Which deployment tier fits

Healthcare should usually start from sensitive-data boundary and review posture backward, not from the easiest deployment forward.

  • Refinery is the primary fit for production healthcare workloads that need a private governed runtime.
  • Clean Room fits when the environment must be disconnected or the attestation record itself may face high scrutiny.
  • Workshop is for evaluation and proving, not the final trust boundary for PHI-sensitive or patient-facing production workflows.

What the page needs to prove

A strong healthcare page should leave the reader with a sharp answer to four questions: what breaks today, what must be proven, what mechanism enforces that proof, and which deployment boundary actually fits the workflow.
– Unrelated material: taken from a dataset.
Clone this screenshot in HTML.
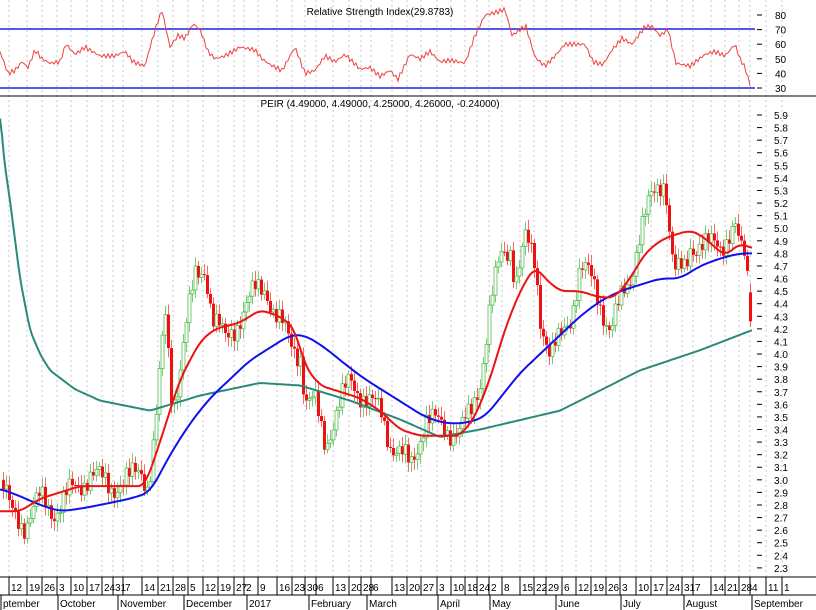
<!DOCTYPE html>
<html><head><meta charset="utf-8"><style>
html,body{margin:0;padding:0;background:#fff;}
svg{display:block;font-family:"Liberation Sans Narrow","Liberation Sans",sans-serif;}
</style></head><body>
<svg id="s" width="816" height="610" viewBox="0 0 816 610" xmlns="http://www.w3.org/2000/svg">
<rect width="816" height="610" fill="#fff"/>
<g id="grid"></g>
<text x="380" y="15" font-size="10" text-anchor="middle" fill="#000">Relative Strength Index(29.8783)</text>
<line x1="0" y1="29" x2="755" y2="29" stroke="#2020e0" stroke-width="1.5"/>
<line x1="0" y1="88" x2="755" y2="88" stroke="#2020e0" stroke-width="1.5"/>
<line x1="0" y1="96" x2="816" y2="96" stroke="#000" stroke-width="1"/>
<text x="380" y="107" font-size="10" text-anchor="middle" fill="#000">PEIR (4.49000, 4.49000, 4.25000, 4.26000, -0.24000)</text>
<g id="rsi"></g>
<g id="candles"></g>
<g id="ma"></g>
<g id="axis" font-size="10" fill="#000"></g>
<line x1="0" y1="577" x2="816" y2="577" stroke="#000"/>
<line x1="0" y1="595" x2="816" y2="595" stroke="#000"/>
</svg>
<script>
var NS="http://www.w3.org/2000/svg";
function el(p,t,a){var e=document.createElementNS(NS,t);for(var k in a)e.setAttribute(k,a[k]);p.appendChild(e);return e;}
function interp(pts,x){if(x<=pts[0][0])return pts[0][1];for(var i=1;i<pts.length;i++){if(x<=pts[i][0]){var a=pts[i-1],b=pts[i];return a[1]+(b[1]-a[1])*(x-a[0])/(b[0]-a[0]);}}return pts[pts.length-1][1];}
function smooth(pts,x,r){var s=0,n=0;for(var d=-r;d<=r;d+=2){s+=interp(pts,x+d);n++;}return s/n;}
function py(p){return 115+(5.9-p)*125.8;}
function ry(v){return 88-(v-30)*1.46;}
var ticks=[[13,"12"],[31,"19"],[46,"26"],[61,"3"],[75,"10"],[91,"17"],[106,"24"],[117,"31"],[127,"7"],[146,"14"],[162,"21"],[177,"28"],[192,"5"],[207,"12"],[222,"19"],[238,"27"],[248,"2"],[262,"9"],[281,"16"],[296,"23"],[309,"30"],[320,"6"],[337,"13"],[353,"20"],[365,"28"],[375,"6"],[396,"13"],[411,"20"],[425,"27"],[441,"3"],[455,"10"],[469,"18"],[481,"24"],[493,"2"],[506,"8"],[524,"15"],[538,"22"],[550,"29"],[566,"6"],[580,"12"],[595,"19"],[610,"26"],[624,"3"],[640,"10"],[655,"17"],[671,"24"],[686,"31"],[697,"7"],[715,"14"],[729,"21"],[743,"28"],[754,"4"],[770,"11"],[786,"1"]];
var g=document.getElementById("grid"),ax=document.getElementById("axis");
ticks.forEach(function(t){var x=t[0]-4;el(g,"line",{x1:x,y1:0,x2:x,y2:577,stroke:"#c8c8c8","stroke-dasharray":"2,3","stroke-width":1});
el(ax,"line",{x1:x,y1:577,x2:x,y2:595,stroke:"#000"});var tx=el(ax,"text",{x:x+2,y:591});tx.textContent=t[1];});
var months=[[0,"ptember"],[57,"October"],[117,"November"],[183,"December"],[246,"2017"],[308,"February"],[366,"March"],[437,"April"],[489,"May"],[555,"June"],[620,"July"],[683,"August"],[751,"September"]];
months.forEach(function(m){el(ax,"line",{x1:m[0]+1,y1:595,x2:m[0]+1,y2:610,stroke:"#000"});var t=el(ax,"text",{x:m[0]+3,y:607});t.textContent=m[1];});
for(var v=30;v<=80;v+=10){var y=ry(v);el(ax,"line",{x1:757,y1:y,x2:762,y2:y,stroke:"#000"});var t=el(ax,"text",{x:775,y:y+4});t.textContent=v;}
for(var i=0;i<=36;i++){var p=2.3+i*0.1;var y=py(p);el(ax,"line",{x1:757,y1:y,x2:762,y2:y,stroke:"#000"});var t=el(ax,"text",{x:774,y:y+4,"font-size":10});t.textContent=p.toFixed(1);}
var R=[[0,55],[8,40],[15,42],[22,48],[28,44],[35,56],[42,50],[50,47],[60,48],[66,60],[75,53],[85,58],[100,52],[115,52],[125,55],[133,48],[145,45],[150,58],[157,74],[162,83],[170,58],[178,66],[185,64],[193,74],[200,70],[208,55],[215,50],[225,52],[240,58],[255,56],[262,50],[270,46],[282,42],[295,58],[305,40],[315,42],[325,52],[335,48],[345,53],[360,43],[370,44],[380,38],[390,42],[398,36],[410,53],[420,50],[430,55],[440,48],[450,49],[465,47],[475,66],[485,80],[497,82],[505,84],[512,66],[520,70],[526,72],[535,51],[545,45],[555,52],[565,60],[575,60],[585,60],[593,48],[603,46],[612,56],[622,64],[632,60],[645,72],[652,72],[660,66],[668,70],[676,47],[690,45],[705,53],[715,55],[725,52],[735,60],[740,50],[745,44],[751,30]];
var s="";for(var x=0;x<=751;x+=2){var v=interp(R,x)+Math.sin(x*1.7)*1.5;s+=x+","+ry(v).toFixed(1)+" ";}
el(document.getElementById("rsi"),"polyline",{points:s,fill:"none",stroke:"#f04040","stroke-width":1});
var P=[[0,3.0],[10,2.75],[25,2.65],[40,2.85],[55,2.75],[70,2.9],[90,3.05],[110,2.95],[130,3.0],[140,3.1],[148,2.95],[155,3.4],[160,3.9],[165,4.3],[172,3.6],[178,3.8],[185,4.2],[195,4.6],[205,4.7],[212,4.3],[225,4.1],[240,4.3],[255,4.5],[265,4.55],[275,4.3],[290,4.1],[300,4.0],[305,3.6],[315,3.6],[325,3.3],[335,3.5],[350,3.8],[360,3.7],[370,3.6],[380,3.55],[390,3.3],[400,3.2],[410,3.1],[418,3.3],[425,3.5],[435,3.45],[445,3.4],[460,3.4],[470,3.5],[480,3.8],[490,4.4],[500,4.75],[510,4.85],[515,4.6],[525,4.9],[535,4.7],[540,4.3],[550,4.0],[560,4.1],[570,4.3],[580,4.7],[590,4.6],[600,4.4],[610,4.2],[620,4.4],[630,4.6],[640,5.0],[650,5.2],[660,5.35],[665,5.4],[670,4.9],[675,4.65],[685,4.65],[690,4.85],[700,4.9],[710,4.85],[720,4.85],[730,5.0],[735,5.02],[740,4.8],[745,4.75],[748,4.5],[752,4.3]];
var cg=document.getElementById("candles"),prev=interp(P,0);
for(var x=3;x<=752;x+=3){var c=interp(P,x)+Math.sin(x*2.3)*0.08+Math.cos(x*0.9)*0.05;var o=prev;if(x>=749){o=4.49;c=4.26;}
var hi=Math.max(o,c)+0.03+Math.abs(Math.sin(x*1.3))*0.05,lo=Math.min(o,c)-0.03-Math.abs(Math.cos(x*1.1))*0.05;
var up=c>=o,col=up?"#55bb55":"#ee1111";
el(cg,"line",{x1:x+0.5,y1:py(hi),x2:x+0.5,y2:py(lo),stroke:up?"#77cc77":"#ff6666","stroke-width":1});
var yt=py(Math.max(o,c)),h=Math.max(1,py(Math.min(o,c))-yt);
el(cg,"rect",{x:x-1,y:yt,width:3,height:h,fill:up?"#fff":"#ee1111",stroke:col,"stroke-width":up?0.8:0});
prev=c;}
function line(pts,col,w,r){var s="";for(var x=pts[0][0];x<=752;x+=2)s+=x+","+py(smooth(pts,x,r)).toFixed(1)+" ";el(document.getElementById("ma"),"polyline",{points:s,fill:"none",stroke:col,"stroke-width":w});}
line([[0,5.95],[3,5.6],[10,5.22],[20,4.6],[30,4.19],[40,4.0],[50,3.87],[75,3.72],[100,3.63],[150,3.55],[200,3.67],[260,3.77],[300,3.75],[350,3.63],[400,3.48],[440,3.34],[480,3.4],[560,3.55],[640,3.87],[700,4.03],[752,4.19]],"#2a8a7a",2,2);
line([[0,2.93],[20,2.87],[40,2.8],[60,2.75],[80,2.77],[100,2.8],[130,2.85],[150,2.9],[170,3.2],[190,3.45],[210,3.65],[230,3.8],[250,3.95],[270,4.05],[290,4.15],[305,4.15],[325,4.05],[345,3.92],[365,3.8],[385,3.7],[405,3.6],[425,3.5],[445,3.45],[465,3.45],[485,3.5],[500,3.65],[520,3.85],[540,4.0],[560,4.15],[580,4.3],[600,4.42],[620,4.5],[640,4.55],[660,4.6],[680,4.6],[700,4.7],[720,4.76],[740,4.8],[752,4.8]],"#1010ee",2,8);
line([[0,2.75],[20,2.75],[40,2.85],[80,2.95],[120,2.95],[145,2.95],[160,3.3],[180,3.8],[200,4.1],[215,4.2],[240,4.25],[260,4.35],[280,4.3],[295,4.2],[305,3.9],[320,3.75],[340,3.7],[360,3.65],[380,3.55],[400,3.4],[420,3.35],[440,3.35],[460,3.35],[475,3.5],[490,3.8],[505,4.2],[520,4.5],[535,4.7],[545,4.6],[560,4.5],[580,4.5],[600,4.45],[615,4.45],[630,4.6],[645,4.8],[660,4.9],[675,4.95],[690,4.98],[700,4.95],[715,4.85],[725,4.78],[740,4.88],[752,4.84]],"#ee1111",2,6);
</script>
</body></html>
  • Healthcare AI risk begins when recommendations or explanations enter the workflow without proof.
  • Runtime governance is stronger than post-hoc monitoring because it decides before emission.
  • Chain of custody matters because challenged care and coverage workflows become evidence files.
  • Deployment choice matters because trust boundary and review posture are part of the assurance case.

Who this is for

Clinical, care-operations, and compliance teams

operating under patient-safety pressure, privacy constraints, and documentation requirements while still needing machine-speed support they can defend later.

The clinician, reviewer, or patient

relying on the emitted recommendation, explanation, or routing decision. They need a system that can show what guidance and evidence were in scope and why the output was allowed to leave.